- THE REQUEST: Print the entries in full, word for word, but not the pictures.

[BEGIN RECORDS FOR THE EXERCISE]

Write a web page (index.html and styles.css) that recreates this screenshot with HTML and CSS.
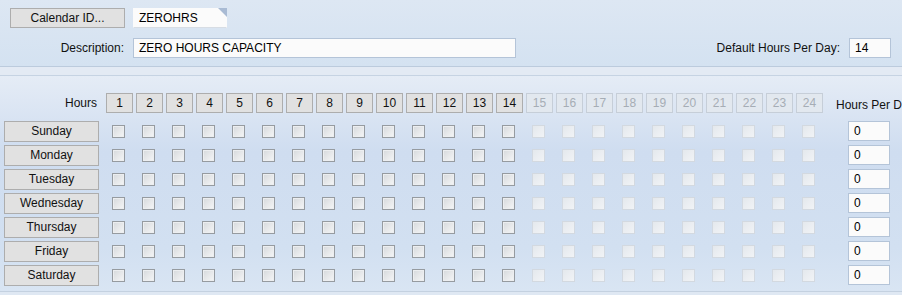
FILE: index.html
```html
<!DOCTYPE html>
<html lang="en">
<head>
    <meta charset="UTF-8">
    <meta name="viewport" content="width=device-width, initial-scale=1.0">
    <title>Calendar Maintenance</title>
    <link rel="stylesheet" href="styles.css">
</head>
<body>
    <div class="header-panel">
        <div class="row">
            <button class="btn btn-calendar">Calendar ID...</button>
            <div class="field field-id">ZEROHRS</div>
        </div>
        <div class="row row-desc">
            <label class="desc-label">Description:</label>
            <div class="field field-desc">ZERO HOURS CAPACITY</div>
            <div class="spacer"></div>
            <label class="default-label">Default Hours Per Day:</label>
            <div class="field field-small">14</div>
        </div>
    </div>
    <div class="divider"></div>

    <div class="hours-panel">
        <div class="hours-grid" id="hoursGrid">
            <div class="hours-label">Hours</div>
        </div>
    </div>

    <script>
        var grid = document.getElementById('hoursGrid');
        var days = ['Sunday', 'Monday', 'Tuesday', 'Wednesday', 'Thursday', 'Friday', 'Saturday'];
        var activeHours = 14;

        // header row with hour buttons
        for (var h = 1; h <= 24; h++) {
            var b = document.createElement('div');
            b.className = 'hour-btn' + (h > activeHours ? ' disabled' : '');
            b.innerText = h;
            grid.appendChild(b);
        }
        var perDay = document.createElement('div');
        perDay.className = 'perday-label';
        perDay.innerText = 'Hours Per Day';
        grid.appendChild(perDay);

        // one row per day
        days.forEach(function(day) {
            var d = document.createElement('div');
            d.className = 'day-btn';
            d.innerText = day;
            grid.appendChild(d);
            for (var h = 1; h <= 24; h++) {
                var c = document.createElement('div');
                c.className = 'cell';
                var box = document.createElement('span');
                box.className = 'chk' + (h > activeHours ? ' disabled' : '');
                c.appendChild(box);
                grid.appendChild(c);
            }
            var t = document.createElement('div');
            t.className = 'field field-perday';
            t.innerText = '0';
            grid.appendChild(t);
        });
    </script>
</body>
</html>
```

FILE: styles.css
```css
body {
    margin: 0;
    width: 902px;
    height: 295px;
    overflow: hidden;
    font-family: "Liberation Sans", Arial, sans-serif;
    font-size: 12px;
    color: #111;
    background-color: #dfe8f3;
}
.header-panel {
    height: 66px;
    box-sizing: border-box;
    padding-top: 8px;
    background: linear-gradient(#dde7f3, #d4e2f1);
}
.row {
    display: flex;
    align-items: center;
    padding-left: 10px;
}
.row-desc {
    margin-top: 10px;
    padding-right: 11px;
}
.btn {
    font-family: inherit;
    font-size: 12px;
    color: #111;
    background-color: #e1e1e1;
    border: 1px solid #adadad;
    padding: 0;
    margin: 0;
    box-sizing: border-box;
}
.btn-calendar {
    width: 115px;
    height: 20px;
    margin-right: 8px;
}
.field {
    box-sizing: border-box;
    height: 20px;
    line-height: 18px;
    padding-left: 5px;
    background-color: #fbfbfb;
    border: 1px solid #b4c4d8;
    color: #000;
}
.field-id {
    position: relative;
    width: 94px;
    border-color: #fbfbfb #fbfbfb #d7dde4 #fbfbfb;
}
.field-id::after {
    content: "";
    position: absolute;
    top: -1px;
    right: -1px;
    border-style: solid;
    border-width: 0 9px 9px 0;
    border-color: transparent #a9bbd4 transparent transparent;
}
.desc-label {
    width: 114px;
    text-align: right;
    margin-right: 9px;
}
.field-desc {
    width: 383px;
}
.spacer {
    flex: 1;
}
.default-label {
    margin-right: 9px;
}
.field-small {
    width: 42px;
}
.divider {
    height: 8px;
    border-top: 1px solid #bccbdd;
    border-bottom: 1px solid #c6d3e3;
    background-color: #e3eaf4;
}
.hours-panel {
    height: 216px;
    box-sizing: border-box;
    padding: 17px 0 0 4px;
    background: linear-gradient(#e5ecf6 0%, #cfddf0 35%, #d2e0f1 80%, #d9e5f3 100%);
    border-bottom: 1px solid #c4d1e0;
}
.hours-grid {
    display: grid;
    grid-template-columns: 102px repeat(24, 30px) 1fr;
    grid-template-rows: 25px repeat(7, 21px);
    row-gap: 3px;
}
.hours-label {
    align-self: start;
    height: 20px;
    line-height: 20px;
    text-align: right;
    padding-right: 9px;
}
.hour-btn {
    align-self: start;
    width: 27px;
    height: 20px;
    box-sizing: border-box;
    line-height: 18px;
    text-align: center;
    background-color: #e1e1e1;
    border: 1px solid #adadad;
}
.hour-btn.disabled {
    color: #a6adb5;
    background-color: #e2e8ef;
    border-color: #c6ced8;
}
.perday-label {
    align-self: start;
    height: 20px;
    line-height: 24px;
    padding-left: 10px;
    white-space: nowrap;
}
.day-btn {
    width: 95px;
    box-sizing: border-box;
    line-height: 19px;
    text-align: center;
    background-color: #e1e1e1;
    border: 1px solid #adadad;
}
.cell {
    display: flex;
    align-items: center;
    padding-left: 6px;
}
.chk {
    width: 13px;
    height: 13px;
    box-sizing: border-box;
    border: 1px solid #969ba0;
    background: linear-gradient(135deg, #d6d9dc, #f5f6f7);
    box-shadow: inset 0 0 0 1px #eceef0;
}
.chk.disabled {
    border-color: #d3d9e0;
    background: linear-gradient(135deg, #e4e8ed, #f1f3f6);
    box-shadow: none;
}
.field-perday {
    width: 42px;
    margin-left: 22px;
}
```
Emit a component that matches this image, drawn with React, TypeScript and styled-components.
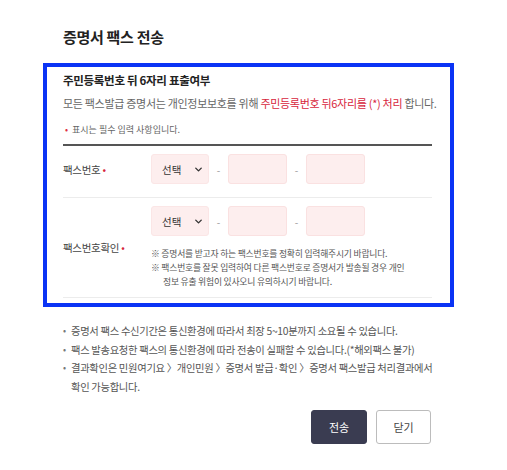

[END RECORDS FOR THE EXERCISE]

- EXERCISE OUTPUT:
Write a web page (index.html and styles.css) that recreates this screenshot with HTML and CSS.
FILE: index.html
```html
<!DOCTYPE html>
<html lang="en">
<head>
    <meta charset="UTF-8">
    <meta name="viewport" content="width=device-width, initial-scale=1.0">
    <title>Calendar Maintenance</title>
    <link rel="stylesheet" href="styles.css">
</head>
<body>
    <div class="header-panel">
        <div class="row">
            <button class="btn btn-calendar">Calendar ID...</button>
            <div class="field field-id">ZEROHRS</div>
        </div>
        <div class="row row-desc">
            <label class="desc-label">Description:</label>
            <div class="field field-desc">ZERO HOURS CAPACITY</div>
            <div class="spacer"></div>
            <label class="default-label">Default Hours Per Day:</label>
            <div class="field field-small">14</div>
        </div>
    </div>
    <div class="divider"></div>

    <div class="hours-panel">
        <div class="hours-grid" id="hoursGrid">
            <div class="hours-label">Hours</div>
        </div>
    </div>

    <script>
        var grid = document.getElementById('hoursGrid');
        var days = ['Sunday', 'Monday', 'Tuesday', 'Wednesday', 'Thursday', 'Friday', 'Saturday'];
        var activeHours = 14;

        // header row with hour buttons
        for (var h = 1; h <= 24; h++) {
            var b = document.createElement('div');
            b.className = 'hour-btn' + (h > activeHours ? ' disabled' : '');
            b.innerText = h;
            grid.appendChild(b);
        }
        var perDay = document.createElement('div');
        perDay.className = 'perday-label';
        perDay.innerText = 'Hours Per Day';
        grid.appendChild(perDay);

        // one row per day
        days.forEach(function(day) {
            var d = document.createElement('div');
            d.className = 'day-btn';
            d.innerText = day;
            grid.appendChild(d);
            for (var h = 1; h <= 24; h++) {
                var c = document.createElement('div');
                c.className = 'cell';
                var box = document.createElement('span');
                box.className = 'chk' + (h > activeHours ? ' disabled' : '');
                c.appendChild(box);
                grid.appendChild(c);
            }
            var t = document.createElement('div');
            t.className = 'field field-perday';
            t.innerText = '0';
            grid.appendChild(t);
        });
    </script>
</body>
</html>
```

FILE: styles.css
```css
body {
    margin: 0;
    width: 902px;
    height: 295px;
    overflow: hidden;
    font-family: "Liberation Sans", Arial, sans-serif;
    font-size: 12px;
    color: #111;
    background-color: #dfe8f3;
}
.header-panel {
    height: 66px;
    box-sizing: border-box;
    padding-top: 8px;
    background: linear-gradient(#dde7f3, #d4e2f1);
}
.row {
    display: flex;
    align-items: center;
    padding-left: 10px;
}
.row-desc {
    margin-top: 10px;
    padding-right: 11px;
}
.btn {
    font-family: inherit;
    font-size: 12px;
    color: #111;
    background-color: #e1e1e1;
    border: 1px solid #adadad;
    padding: 0;
    margin: 0;
    box-sizing: border-box;
}
.btn-calendar {
    width: 115px;
    height: 20px;
    margin-right: 8px;
}
.field {
    box-sizing: border-box;
    height: 20px;
    line-height: 18px;
    padding-left: 5px;
    background-color: #fbfbfb;
    border: 1px solid #b4c4d8;
    color: #000;
}
.field-id {
    position: relative;
    width: 94px;
    border-color: #fbfbfb #fbfbfb #d7dde4 #fbfbfb;
}
.field-id::after {
    content: "";
    position: absolute;
    top: -1px;
    right: -1px;
    border-style: solid;
    border-width: 0 9px 9px 0;
    border-color: transparent #a9bbd4 transparent transparent;
}
.desc-label {
    width: 114px;
    text-align: right;
    margin-right: 9px;
}
.field-desc {
    width: 383px;
}
.spacer {
    flex: 1;
}
.default-label {
    margin-right: 9px;
}
.field-small {
    width: 42px;
}
.divider {
    height: 8px;
    border-top: 1px solid #bccbdd;
    border-bottom: 1px solid #c6d3e3;
    background-color: #e3eaf4;
}
.hours-panel {
    height: 216px;
    box-sizing: border-box;
    padding: 17px 0 0 4px;
    background: linear-gradient(#e5ecf6 0%, #cfddf0 35%, #d2e0f1 80%, #d9e5f3 100%);
    border-bottom: 1px solid #c4d1e0;
}
.hours-grid {
    display: grid;
    grid-template-columns: 102px repeat(24, 30px) 1fr;
    grid-template-rows: 25px repeat(7, 21px);
    row-gap: 3px;
}
.hours-label {
    align-self: start;
    height: 20px;
    line-height: 20px;
    text-align: right;
    padding-right: 9px;
}
.hour-btn {
    align-self: start;
    width: 27px;
    height: 20px;
    box-sizing: border-box;
    line-height: 18px;
    text-align: center;
    background-color: #e1e1e1;
    border: 1px solid #adadad;
}
.hour-btn.disabled {
    color: #a6adb5;
    background-color: #e2e8ef;
    border-color: #c6ced8;
}
.perday-label {
    align-self: start;
    height: 20px;
    line-height: 24px;
    padding-left: 10px;
    white-space: nowrap;
}
.day-btn {
    width: 95px;
    box-sizing: border-box;
    line-height: 19px;
    text-align: center;
    background-color: #e1e1e1;
    border: 1px solid #adadad;
}
.cell {
    display: flex;
    align-items: center;
    padding-left: 6px;
}
.chk {
    width: 13px;
    height: 13px;
    box-sizing: border-box;
    border: 1px solid #969ba0;
    background: linear-gradient(135deg, #d6d9dc, #f5f6f7);
    box-shadow: inset 0 0 0 1px #eceef0;
}
.chk.disabled {
    border-color: #d3d9e0;
    background: linear-gradient(135deg, #e4e8ed, #f1f3f6);
    box-shadow: none;
}
.field-perday {
    width: 42px;
    margin-left: 22px;
}
```
Emit a component that matches this image, drawn with React, TypeScript and styled-components.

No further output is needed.